A primeira comunicação sobre a bradicinina foi publicada em 1949 na edição inaugural da revista Ciência & Cultura, da Sociedade Brasileira para o Progresso da Ciência (SBPC), e no American Journal of Physiology.

Figura 1. Maurício Oscar da Rocha e Silva
(Fonte: Centro de Memória / SBPC)
Da bradicinina ao captopril
O segundo ato dessa história começa em 1957, quando Rocha e Silva se transferiu da Seção de Bioquímica e Farmacodinâmica do Instituto Biológico para a USP, assumindo o Departamento de Farmacologia da Faculdade de Medicina de Ribeirão Preto (FMRP). Lá, ele e seu grupo de pesquisa deram continuidade aos estudos sobre a bradicinina, explorando diferentes aspectos dessa molécula. Um de seus discípulos, o então estudante Sérgio Henrique Ferreira, foi incumbido de buscar uma substância capaz de inibir a destruição da bradicinina no organismo. Isso porque a bradicinina sintética, ao ser injetada na corrente sanguínea, causava uma queda de pressão muito breve, já que era rapidamente degradada ao passar pelos pulmões. Um efeito mais duradouro poderia torná-la útil no controle da pressão arterial.

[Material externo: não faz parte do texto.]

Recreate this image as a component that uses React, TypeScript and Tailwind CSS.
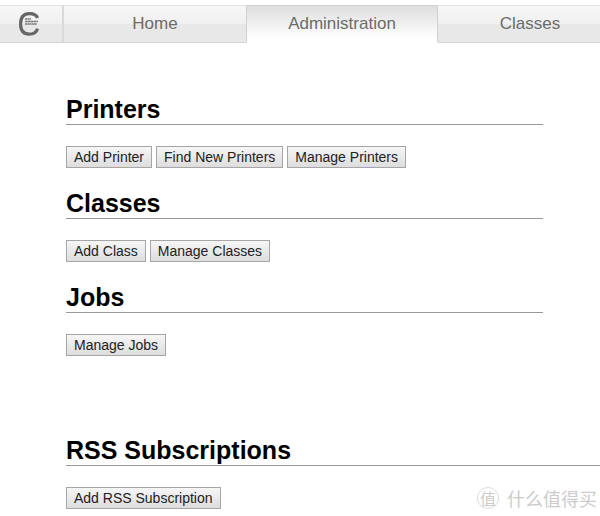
import type { ReactNode } from "react";
import clsx from "clsx";

const tabs = [
  { name: "Home", width: "w-[182px]" },
  { name: "Administration", width: "w-[192px]", active: true },
  { name: "Classes", width: "w-[184px]" },
];

const sections = [
  {
    title: "Printers",
    actions: ["Add Printer", "Find New Printers", "Manage Printers"],
  },
  { title: "Classes", actions: ["Add Class", "Manage Classes"] },
  { title: "Jobs", actions: ["Manage Jobs"] },
];

function CupsLogo() {
  return (
    <svg width="22" height="26" viewBox="0 0 22 26" aria-label="CUPS" role="img">
      <path
        d="M19.5 7C18.5 3.8 15.8 2.6 11.3 2.6C5.2 2.6 2.6 6.5 2.6 13C2.6 19.5 5.2 23.2 11.3 23.2C15.8 23.2 18.5 21.3 19.5 17.6"
        fill="none"
        stroke="#666666"
        strokeWidth="3.2"
      />
      <g stroke="#777777" strokeWidth="1.4">
        <path d="M7 8h6" strokeDasharray="2 0.3" />
        <path d="M7 10.5h13" strokeDasharray="2.6 0.3" />
        <path d="M7 13h12" strokeDasharray="2 0.3" />
      </g>
    </svg>
  );
}

function NavBar() {
  return (
    <nav className="flex h-[38px] overflow-hidden bg-linear-to-b from-[#f7f7f7] from-0% via-[#f0f0f0] via-50% to-[#e8e8e8] to-50% text-[17px] text-[#6b6b6b]">
      <a
        href="#cups"
        className="flex w-16 shrink-0 items-center border-y border-r-2 border-t-[#e2e2e2] border-r-[#d9d9d9] border-b-[#d4d4d4] pl-[18px]"
      >
        <CupsLogo />
      </a>
      {tabs.map((tab) => (
        <a
          key={tab.name}
          href={`#${tab.name.toLowerCase()}`}
          className={clsx(
            "flex shrink-0 items-center justify-center border-y",
            tab.width,
            tab.active
              ? "border-x border-x-[#d0d0d0] border-t-[#d0d0d0] border-b-white bg-linear-to-b from-[#dedede] to-white to-90%"
              : "border-t-[#e2e2e2] border-b-[#d4d4d4]"
          )}
        >
          {tab.name}
        </a>
      ))}
      <span className="grow border-y border-t-[#e2e2e2] border-b-[#d4d4d4]" />
    </nav>
  );
}

function Heading({ children }: { children: ReactNode }) {
  return (
    <h2 className="border-b border-[#999999] text-[25px] leading-[30px] font-bold text-black">
      {children}
    </h2>
  );
}

function Actions({ names }: { names: string[] }) {
  return (
    <div className="mt-[21px] flex flex-wrap gap-1">
      {names.map((name) => (
        <button
          key={name}
          type="button"
          className="h-[22px] border border-[#a6a6a6] bg-linear-to-b from-[#f6f6f6] to-[#dddddd] px-[7px] text-sm leading-5 whitespace-nowrap text-[#222222]"
        >
          {name}
        </button>
      ))}
    </div>
  );
}

export default function App() {
  return (
    <div className="relative overflow-hidden bg-white pt-[5px] pb-[7px] font-['Liberation_Sans',Arial,sans-serif]">
      <NavBar />

      <main className="pt-[51px] pl-[66px]">
        <div className="mr-[57px] space-y-5">
          {sections.map((section) => (
            <section key={section.title}>
              <Heading>{section.title}</Heading>
              <Actions names={section.actions} />
            </section>
          ))}
        </div>

        <section className="mt-[79px]">
          <Heading>RSS Subscriptions</Heading>
          <Actions names={["Add RSS Subscription"]} />
        </section>
      </main>

      <div className="absolute right-[3px] bottom-[6px] flex items-center gap-2 font-['Noto_Sans_CJK_SC',sans-serif] text-[#cccccc]">
        <span className="flex size-[22px] items-center justify-center rounded-full border border-[#dddddd] text-base leading-5">
          值
        </span>
        <span className="text-lg leading-6">什么值得买</span>
      </div>
    </div>
  );
}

“A descoberta da bradicinina e sua aplicação prática no captopril são um exemplo notável de como a ciência pode transformar conhecimento em inovação que salva vidas.”
Ferreira descobriu a resposta no próprio veneno da jararaca, que continha substâncias capazes de prolongar a ação da bradicinina. Essa descoberta abriu portas para colaborações internacionais, incluindo o laboratório de John R. Vane, futuro ganhador do Prêmio Nobel. Juntos, eles demonstraram que o veneno da jararaca também inibia a conversão de angiotensina-1 em angiotensina-2, uma substância que eleva a pressão arterial. Esses achados culminaram no desenvolvimento do captopril, o primeiro medicamento oral eficaz no tratamento da hipertensão. Lançado pela farmacêutica Squibb, o remédio é utilizado até hoje, salvando milhões de vidas ao redor do mundo.

Figura 2. Maurício Oscar da Rocha e Silva com pesquisadores do Instituto Biológico
(Fonte: Centro de Memória / Instituto Biológico. Reprodução)
Reconhecimento e legado
Maurício Oscar da Rocha e Silva não apenas liderou uma descoberta revolucionária, como também formou uma geração de cientistas que ampliaram o impacto de sua pesquisa. Seu trabalho, reconhecido mundialmente, colocou a ciência brasileira em evidência e mostrou como o estudo da biodiversidade pode gerar benefícios globais. A descoberta da bradicinina e sua aplicação prática no captopril são um exemplo notável de como a ciência pode transformar conhecimento em inovação que salva vidas.